> Exercise goal:
Collect all lines from the records below that include the word "with".

> Extracted data:

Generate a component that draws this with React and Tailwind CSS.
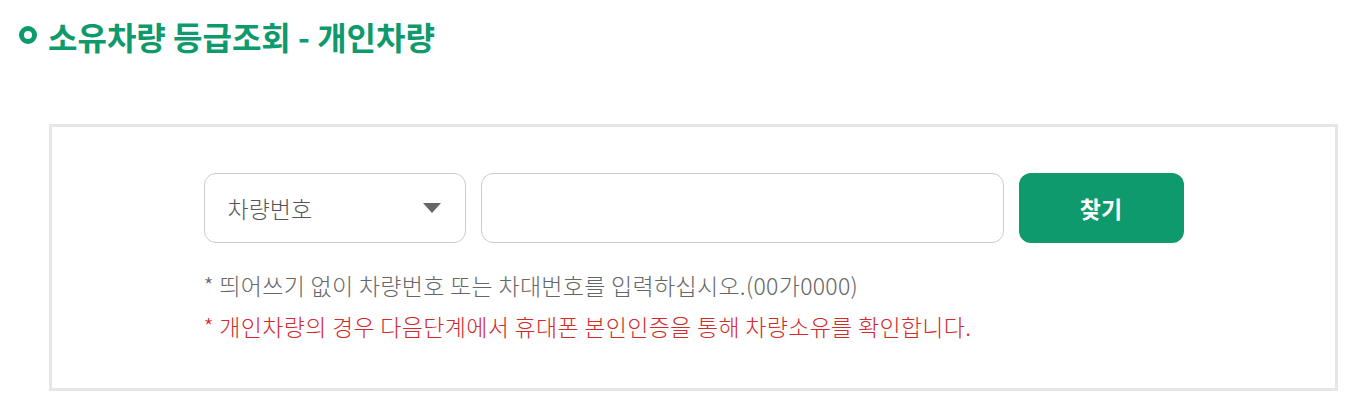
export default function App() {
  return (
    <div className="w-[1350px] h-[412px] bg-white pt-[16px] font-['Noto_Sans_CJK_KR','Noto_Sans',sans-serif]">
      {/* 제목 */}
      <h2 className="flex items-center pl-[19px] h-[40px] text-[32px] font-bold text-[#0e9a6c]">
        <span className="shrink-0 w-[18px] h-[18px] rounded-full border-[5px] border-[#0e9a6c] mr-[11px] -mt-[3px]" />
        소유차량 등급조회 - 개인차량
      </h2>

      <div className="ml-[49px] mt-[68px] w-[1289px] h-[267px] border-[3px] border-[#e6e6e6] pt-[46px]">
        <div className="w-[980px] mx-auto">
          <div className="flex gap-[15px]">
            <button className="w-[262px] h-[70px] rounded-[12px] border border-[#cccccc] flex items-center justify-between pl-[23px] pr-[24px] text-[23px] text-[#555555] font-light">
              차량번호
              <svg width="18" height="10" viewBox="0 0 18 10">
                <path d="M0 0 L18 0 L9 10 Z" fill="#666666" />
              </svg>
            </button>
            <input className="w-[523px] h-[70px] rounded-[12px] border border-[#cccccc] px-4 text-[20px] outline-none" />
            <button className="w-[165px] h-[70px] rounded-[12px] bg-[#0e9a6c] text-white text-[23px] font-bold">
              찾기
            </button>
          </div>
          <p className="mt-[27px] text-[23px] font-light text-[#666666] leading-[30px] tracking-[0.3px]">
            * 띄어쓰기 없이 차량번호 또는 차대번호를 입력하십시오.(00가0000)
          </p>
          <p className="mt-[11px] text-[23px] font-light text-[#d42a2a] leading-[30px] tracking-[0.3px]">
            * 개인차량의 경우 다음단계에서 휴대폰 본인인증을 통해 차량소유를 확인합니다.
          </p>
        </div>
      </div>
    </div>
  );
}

---

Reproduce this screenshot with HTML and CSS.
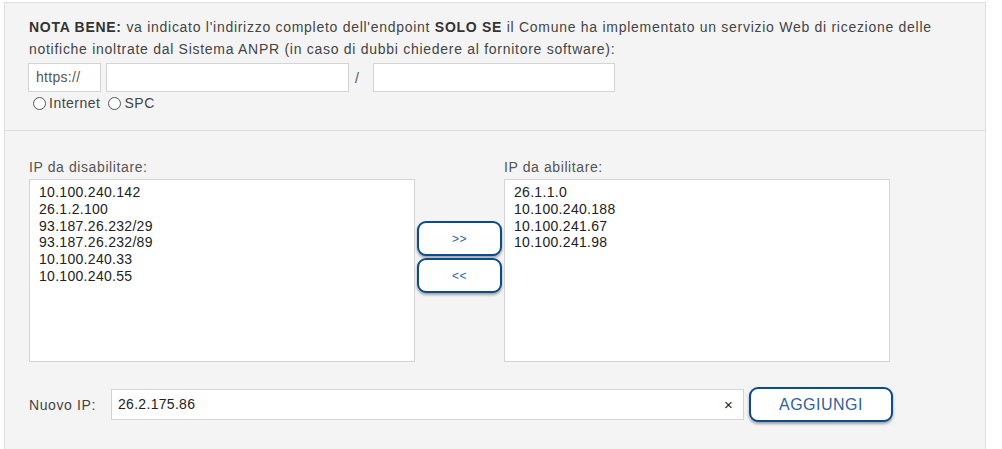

> Exercise solution:
Generate a component that draws this with React and Tailwind CSS.
Reproduce this screenshot with HTML and CSS.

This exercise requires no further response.